**RECORDED DATA**.
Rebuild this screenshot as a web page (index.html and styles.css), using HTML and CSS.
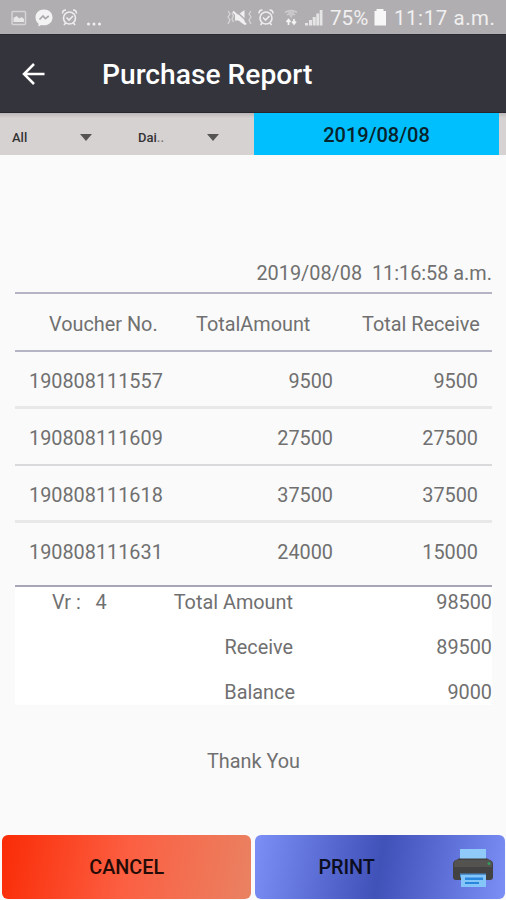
FILE: index.html
```html
<!DOCTYPE html>
<html lang="en">
<head>
<meta charset="utf-8">
<title>Purchase Report</title>
<link rel="stylesheet" href="styles.css">
</head>
<body>
<div class="screen">
  <div class="status">
    <svg class="tray" width="106" height="34" viewBox="0 0 106 34">
      <g opacity=".85">
        <rect x="12" y="11.500" width="13.500" height="13" rx="1" fill="none" stroke="#dddcdd" stroke-width="1.500"/>
        <path d="M13.500 22v-4l3-2 3 2.500 2-1.500 2.500 2V22z" fill="#f2f1f2"/>
      </g>
      <path d="M44 9.500c-5 0-8.500 3.500-8.500 8 0 2.600 1.200 4.700 3 6.100V26.500l2.800-1.500c.9.200 1.800.3 2.700.3 5 0 8.500-3.300 8.500-7.800s-3.500-8-8.500-8z" fill="#f4f3f4"/>
      <path d="M39.500 19.500l3.500-3.500 2.300 2.600 3.500-2.600" fill="none" stroke="#aaa8aa" stroke-width="1.700"/>
      <g id="alarm" fill="none" stroke="#efeeef" stroke-width="1.600">
        <circle cx="69.500" cy="18" r="6"/>
        <path d="M66.500 17.500l2.500 2.500 4-4M62.500 13.500c0-2 1.500-3.500 3.500-3.500M76.500 13.500c0-2-1.500-3.500-3.500-3.500M65.500 23l-1.500 2M73.500 23l1.500 2"/>
      </g>
      <g fill="#f1f0f1"><circle cx="88.500" cy="24" r="1.500"/><circle cx="94" cy="24" r="1.500"/><circle cx="99.500" cy="24" r="1.500"/></g>
    </svg>
    <svg class="signals" width="99" height="34" viewBox="225 0 99 34">
      <g fill="none" stroke="#d6d5d6" stroke-width="1.300">
        <path d="M228 11l2 3-2 3 2 3-2 4M232 13l1.500 3-1.500 3 1.500 3M251 11l-2 3 2 3-2 3 2 4"/>
      </g>
      <path d="M235 14.500h3.500l6-4.500v15l-6-4.500H235z" fill="#f1f0f1"/>
      <path d="M235.500 10.500l12 11.500" stroke="#b0aeb0" stroke-width="1.500"/>
      <path d="M233 11.500l13 13" stroke="#f2f1f2" stroke-width="2"/>
      <use href="#alarm" x="196.500"/>
      <g fill="none" stroke="#d3d1d3" stroke-width="1.300">
        <path d="M285 12.500q6-4 12 0M287 15q4-3 8 0"/>
      </g>
      <path d="M286.500 10.500h9l-4.500 8z" fill="#c8c6c8"/>
      <path d="M288.500 25v-5M286.500 22l2-2.500 2 2.500M294 19v5M292 21.500l2 2.500 2-2.500" fill="none" stroke="#f4f3f4" stroke-width="1.700"/>
      <path d="M305 25.500v-2.500h3v2.500zM309 25.500V20h3v5.500zM312.700 25.500V17h3v8.500zM316.300 25.500V13.500h2.800v12zM319.700 25.500V10h2.800v15.500z" fill="#e6e5e6"/>
    </svg>
    <span class="percent">75%</span>
    <svg class="battery" width="12" height="34" viewBox="0 0 12 34"><path d="M2.500 9h7v2H12v14.500H.500V11h2z" fill="#f7f7f7"/></svg>
    <span class="clock">11:17 a.m.</span>
  </div>
  <header class="appbar">
    <svg width="24" height="24" viewBox="0 0 24 24"><path d="M23.500 12H3M13 2L3 12l10 10" fill="none" stroke="#fff" stroke-width="2.500"/></svg>
    <h1>Purchase Report</h1>
  </header>
  <div class="filters">
    <div class="select all"><span>All</span><i class="caret"></i></div>
    <div class="select period"><span>Dai<em>..</em></span><i class="caret"></i></div>
    <div class="date">2019/08/08</div>
  </div>
  <main class="report">
    <div class="stamp">2019/08/08&nbsp; 11:16:58 a.m.</div>
    <div class="head"><span class="vno">Voucher No.</span><span class="amount">TotalAmount</span><span>Total Receive</span></div>
    <div class="row"><span>190808111557</span><span>9500</span><span>9500</span></div>
    <div class="row thin"><span>190808111609</span><span>27500</span><span>27500</span></div>
    <div class="row"><span>190808111618</span><span>37500</span><span>37500</span></div>
    <div class="row last"><span>190808111631</span><span>24000</span><span>15000</span></div>
    <div class="totals">
      <div class="total"><span class="count">Vr :&nbsp;&nbsp; 4</span><span class="label">Total Amount</span><span>98500</span></div>
      <div class="total"><span></span><span class="label">Receive</span><span>89500</span></div>
      <div class="total"><span></span><span class="label bal">Balance</span><span>9000</span></div>
    </div>
    <p class="thanks">Thank You</p>
  </main>
  <footer class="actions">
    <div class="button cancel">CANCEL</div>
    <div class="button print"><span>PRINT</span>
      <svg width="40" height="38" viewBox="0 0 40 38">
        <path d="M0 15q0-3 3-4l4-2h26l4 2q3 1 3 4v13q0 3-3 3H3q-3 0-3-3z" fill="#424242"/>
        <path d="M1 14q1-3 3-3h32q2 0 3 3v4H1z" fill="#555350"/>
        <path d="M7 0h26v9.500H7z" fill="#90caf9"/>
        <circle cx="36" cy="14.500" r="1.500" fill="#2f9c5c"/>
        <path d="M7 24.500h26v4H7z" fill="#4a8fd0"/>
        <path d="M8 26h25v12H8z" fill="#84c5fa"/>
        <path d="M12 28.500h18v2.500H12zM12 33h14v2H12z" fill="#2987dd"/>
      </svg>
    </div>
  </footer>
</div>
</body>
</html>
```
FILE: styles.css
```css
* { box-sizing: border-box; }
body { margin: 0; background: #fafafa; font-family: Roboto, "Liberation Sans", sans-serif; }
.screen { width: 506px; height: 900px; display: flex; flex-direction: column; overflow: hidden; color: #707070; font-size: 19.85px; }
svg { display: block; flex: none; }
.status { height: 34px; background: #b0aeb0; display: flex; align-items: center; color: #f1f0f1; flex: none; }
.signals { margin-left: 119px; }
.percent { margin-left: 6px; width: 44px; font-size: 20.6px; padding-top: 2px; white-space: nowrap; }
.clock { margin-left: 8px; padding-top: 2px; font-size: 20.4px; letter-spacing: .6px; white-space: nowrap; }
.appbar { height: 79px; background: #34343d; border-top: 1px solid #2b2b30; border-bottom: 1px solid #26262c; display: flex; align-items: center; padding-left: 21px; flex: none; }
h1 { margin: 0 0 0 57px; padding-top: 2px; font-size: 28.2px; font-weight: 500; color: #fff; line-height: 40px; }
.filters { height: 42px; display: flex; background: linear-gradient(#bbb7b8, #d7d2d2 5px); flex: none; color: #343333; font-size: 13px; font-weight: 500; }
.select { width: 126px; height: 42px; display: flex; align-items: center; justify-content: space-between; padding: 6px 34px 0 12px; }
.period { width: 127px; }
.period em { font-style: normal; color: #777; }
.caret { border: 6px solid transparent; border-top: 7px solid #565353; border-bottom: 0; }
.date { width: 245px; margin-left: 1px; background: #00bfff; display: flex; align-items: center; justify-content: center; font-size: 20px; color: #08232c; padding-top: 2px; }
.report { flex: none; height: 680px; padding: 106px 14px 0 15px; line-height: 24px; }
.stamp { height: 31px; padding-top: 1px; text-align: right; white-space: pre; }
.row { height: 57px; display: grid; grid-template-columns: 156px 148px 145px; align-items: center; border-bottom: 3px solid #e8e8e8; padding: 6px 0 0 14px; }
.row span:not(:first-child) { text-align: right; }
.head { height: 60px; border-top: 2px solid #b4b4c4; border-bottom: 2px solid #b4b4c4; padding-top: 5px; display: flex; align-items: center; }
.vno { margin-left: 34px; width: 147px; }
.amount { width: 166px; }
.row.thin { border-bottom: 2px solid #d9d9db; padding-top: 4px; }
.row.last { height: 64px; border-bottom: 2px solid #a8a6b6; padding: 0 0 2px 14px; }
.totals { background: #fff; height: 118px; padding-top: 4px; }
.total { display: grid; grid-template-columns: 100px 178px 1fr; height: 45px; }
.total:last-child { height: 24px; }
.total span:last-child, .label { text-align: right; }
.count { padding-left: 37px; white-space: nowrap; }
.bal { margin-right: -2px; }
.thanks { margin: 45px 0 0; text-align: center; }
.actions { display: flex; gap: 4px; padding: 0 1px 0 2px; height: 65px; flex: none; color: #0b0d20; font-size: 19.8px; font-weight: 500; }
.button { width: 250px; height: 64px; border-radius: 6px; display: flex; align-items: center; padding-top: 1px; }
.cancel { justify-content: center; color: #240b05; background: linear-gradient(100deg, #fa2b06 0%, #fc5f42 50%, #e98262 100%); }
.print { background: linear-gradient(100deg, #7b8ff7 0%, #4051b8 50%, #7b8ff7 100%); padding-left: 63px; }
.print svg { margin-left: 78px; }
```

**WRITTEN PROBLEM**.
Every line in the data above that contains "index" needs to be copied.

**SOLUTION**.
Rebuild this screenshot as a web page (index.html and styles.css), using HTML and CSS.
FILE: index.html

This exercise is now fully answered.